* TASK TO COMPLETE
Write out each line of the listing as it stands, without the images.

★ ★ ★ ★ ★ ★ ★

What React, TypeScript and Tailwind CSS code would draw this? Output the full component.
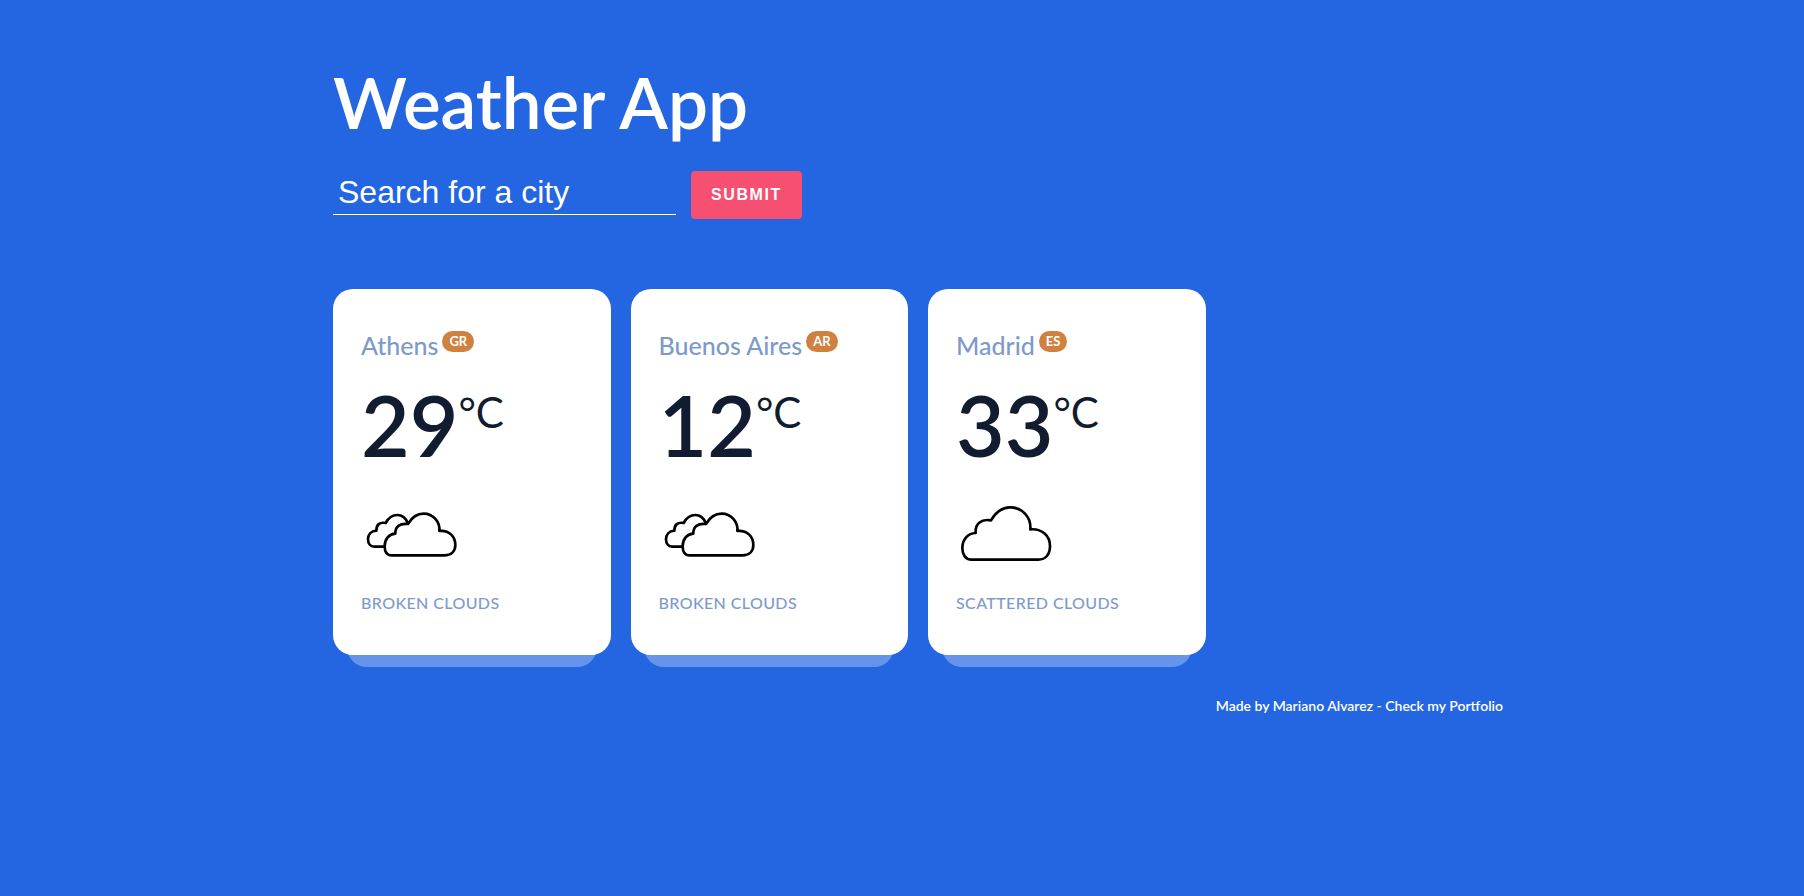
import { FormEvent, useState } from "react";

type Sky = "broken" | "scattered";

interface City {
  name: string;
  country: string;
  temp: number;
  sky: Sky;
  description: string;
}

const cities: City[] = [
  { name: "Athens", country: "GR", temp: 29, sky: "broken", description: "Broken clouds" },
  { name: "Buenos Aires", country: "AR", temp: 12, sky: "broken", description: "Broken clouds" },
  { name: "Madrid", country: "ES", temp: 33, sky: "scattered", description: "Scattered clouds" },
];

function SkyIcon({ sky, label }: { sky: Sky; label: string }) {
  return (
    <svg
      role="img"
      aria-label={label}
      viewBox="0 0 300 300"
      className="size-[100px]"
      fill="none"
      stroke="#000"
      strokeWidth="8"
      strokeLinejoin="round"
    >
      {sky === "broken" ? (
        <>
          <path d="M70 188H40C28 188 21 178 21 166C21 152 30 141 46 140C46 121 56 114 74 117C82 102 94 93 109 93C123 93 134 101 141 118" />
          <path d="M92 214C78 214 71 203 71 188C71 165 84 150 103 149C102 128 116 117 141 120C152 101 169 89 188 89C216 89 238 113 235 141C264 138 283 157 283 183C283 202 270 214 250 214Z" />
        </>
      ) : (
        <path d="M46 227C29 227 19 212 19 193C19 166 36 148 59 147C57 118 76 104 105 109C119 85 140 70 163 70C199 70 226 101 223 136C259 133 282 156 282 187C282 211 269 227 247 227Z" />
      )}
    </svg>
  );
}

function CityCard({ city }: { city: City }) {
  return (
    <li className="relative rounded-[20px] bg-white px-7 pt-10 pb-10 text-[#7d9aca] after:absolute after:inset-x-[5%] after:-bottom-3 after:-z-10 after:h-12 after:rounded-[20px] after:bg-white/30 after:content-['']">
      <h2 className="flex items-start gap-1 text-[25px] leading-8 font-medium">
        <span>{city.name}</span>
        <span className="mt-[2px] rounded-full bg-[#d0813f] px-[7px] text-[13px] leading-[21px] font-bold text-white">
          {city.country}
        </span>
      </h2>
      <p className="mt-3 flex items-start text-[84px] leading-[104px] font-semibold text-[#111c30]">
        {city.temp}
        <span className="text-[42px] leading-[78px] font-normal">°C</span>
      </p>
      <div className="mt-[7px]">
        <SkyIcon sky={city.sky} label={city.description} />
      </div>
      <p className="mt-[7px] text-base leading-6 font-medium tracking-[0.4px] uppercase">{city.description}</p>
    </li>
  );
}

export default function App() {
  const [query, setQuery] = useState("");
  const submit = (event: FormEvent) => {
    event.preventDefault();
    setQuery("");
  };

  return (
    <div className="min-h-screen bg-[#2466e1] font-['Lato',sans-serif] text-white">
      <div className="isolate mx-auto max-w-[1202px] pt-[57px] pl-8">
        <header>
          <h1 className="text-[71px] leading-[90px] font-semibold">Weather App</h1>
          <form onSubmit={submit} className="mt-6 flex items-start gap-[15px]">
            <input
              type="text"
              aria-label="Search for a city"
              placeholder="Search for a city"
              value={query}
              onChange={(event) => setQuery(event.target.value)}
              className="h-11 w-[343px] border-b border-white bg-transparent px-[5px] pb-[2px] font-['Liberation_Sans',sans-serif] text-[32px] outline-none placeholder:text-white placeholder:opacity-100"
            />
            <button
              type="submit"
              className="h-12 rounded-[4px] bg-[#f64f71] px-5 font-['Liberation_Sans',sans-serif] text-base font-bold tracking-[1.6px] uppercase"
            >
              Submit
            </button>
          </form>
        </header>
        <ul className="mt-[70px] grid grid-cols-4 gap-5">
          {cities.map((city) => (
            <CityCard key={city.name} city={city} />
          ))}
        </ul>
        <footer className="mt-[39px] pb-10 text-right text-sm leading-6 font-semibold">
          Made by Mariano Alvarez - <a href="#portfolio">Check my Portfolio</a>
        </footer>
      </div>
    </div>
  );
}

★ ★ ★ ★ ★ ★ ★

* CORRECT RESPONSE
What React, TypeScript and Tailwind CSS code would draw this? Output the full component.
import { FormEvent, useState } from "react";

type Sky = "broken" | "scattered";

interface City {
  name: string;
  country: string;
  temp: number;
  sky: Sky;
  description: string;
}

const cities: City[] = [
  { name: "Athens", country: "GR", temp: 29, sky: "broken", description: "Broken clouds" },
  { name: "Buenos Aires", country: "AR", temp: 12, sky: "broken", description: "Broken clouds" },
  { name: "Madrid", country: "ES", temp: 33, sky: "scattered", description: "Scattered clouds" },
];

function SkyIcon({ sky, label }: { sky: Sky; label: string }) {
  return (
    <svg
      role="img"
      aria-label={label}
      viewBox="0 0 300 300"
      className="size-[100px]"
      fill="none"
      stroke="#000"
      strokeWidth="8"
      strokeLinejoin="round"
    >
      {sky === "broken" ? (
        <>
          <path d="M70 188H40C28 188 21 178 21 166C21 152 30 141 46 140C46 121 56 114 74 117C82 102 94 93 109 93C123 93 134 101 141 118" />
          <path d="M92 214C78 214 71 203 71 188C71 165 84 150 103 149C102 128 116 117 141 120C152 101 169 89 188 89C216 89 238 113 235 141C264 138 283 157 283 183C283 202 270 214 250 214Z" />
        </>
      ) : (
        <path d="M46 227C29 227 19 212 19 193C19 166 36 148 59 147C57 118 76 104 105 109C119 85 140 70 163 70C199 70 226 101 223 136C259 133 282 156 282 187C282 211 269 227 247 227Z" />
      )}
    </svg>
  );
}

function CityCard({ city }: { city: City }) {
  return (
    <li className="relative rounded-[20px] bg-white px-7 pt-10 pb-10 text-[#7d9aca] after:absolute after:inset-x-[5%] after:-bottom-3 after:-z-10 after:h-12 after:rounded-[20px] after:bg-white/30 after:content-['']">
      <h2 className="flex items-start gap-1 text-[25px] leading-8 font-medium">
        <span>{city.name}</span>
        <span className="mt-[2px] rounded-full bg-[#d0813f] px-[7px] text-[13px] leading-[21px] font-bold text-white">
          {city.country}
        </span>
      </h2>
      <p className="mt-3 flex items-start text-[84px] leading-[104px] font-semibold text-[#111c30]">
        {city.temp}
        <span className="text-[42px] leading-[78px] font-normal">°C</span>
      </p>
      <div className="mt-[7px]">
        <SkyIcon sky={city.sky} label={city.description} />
      </div>
      <p className="mt-[7px] text-base leading-6 font-medium tracking-[0.4px] uppercase">{city.description}</p>
    </li>
  );
}

export default function App() {
  const [query, setQuery] = useState("");
  const submit = (event: FormEvent) => {
    event.preventDefault();
    setQuery("");
  };

  return (
    <div className="min-h-screen bg-[#2466e1] font-['Lato',sans-serif] text-white">
      <div className="isolate mx-auto max-w-[1202px] pt-[57px] pl-8">
        <header>
          <h1 className="text-[71px] leading-[90px] font-semibold">Weather App</h1>
          <form onSubmit={submit} className="mt-6 flex items-start gap-[15px]">
            <input
              type="text"
              aria-label="Search for a city"
              placeholder="Search for a city"
              value={query}
              onChange={(event) => setQuery(event.target.value)}
              className="h-11 w-[343px] border-b border-white bg-transparent px-[5px] pb-[2px] font-['Liberation_Sans',sans-serif] text-[32px] outline-none placeholder:text-white placeholder:opacity-100"
            />
            <button
              type="submit"
              className="h-12 rounded-[4px] bg-[#f64f71] px-5 font-['Liberation_Sans',sans-serif] text-base font-bold tracking-[1.6px] uppercase"
            >
              Submit
            </button>
          </form>
        </header>
        <ul className="mt-[70px] grid grid-cols-4 gap-5">
          {cities.map((city) => (
            <CityCard key={city.name} city={city} />
          ))}
        </ul>
        <footer className="mt-[39px] pb-10 text-right text-sm leading-6 font-semibold">
          Made by Mariano Alvarez - <a href="#portfolio">Check my Portfolio</a>
        </footer>
      </div>
    </div>
  );
}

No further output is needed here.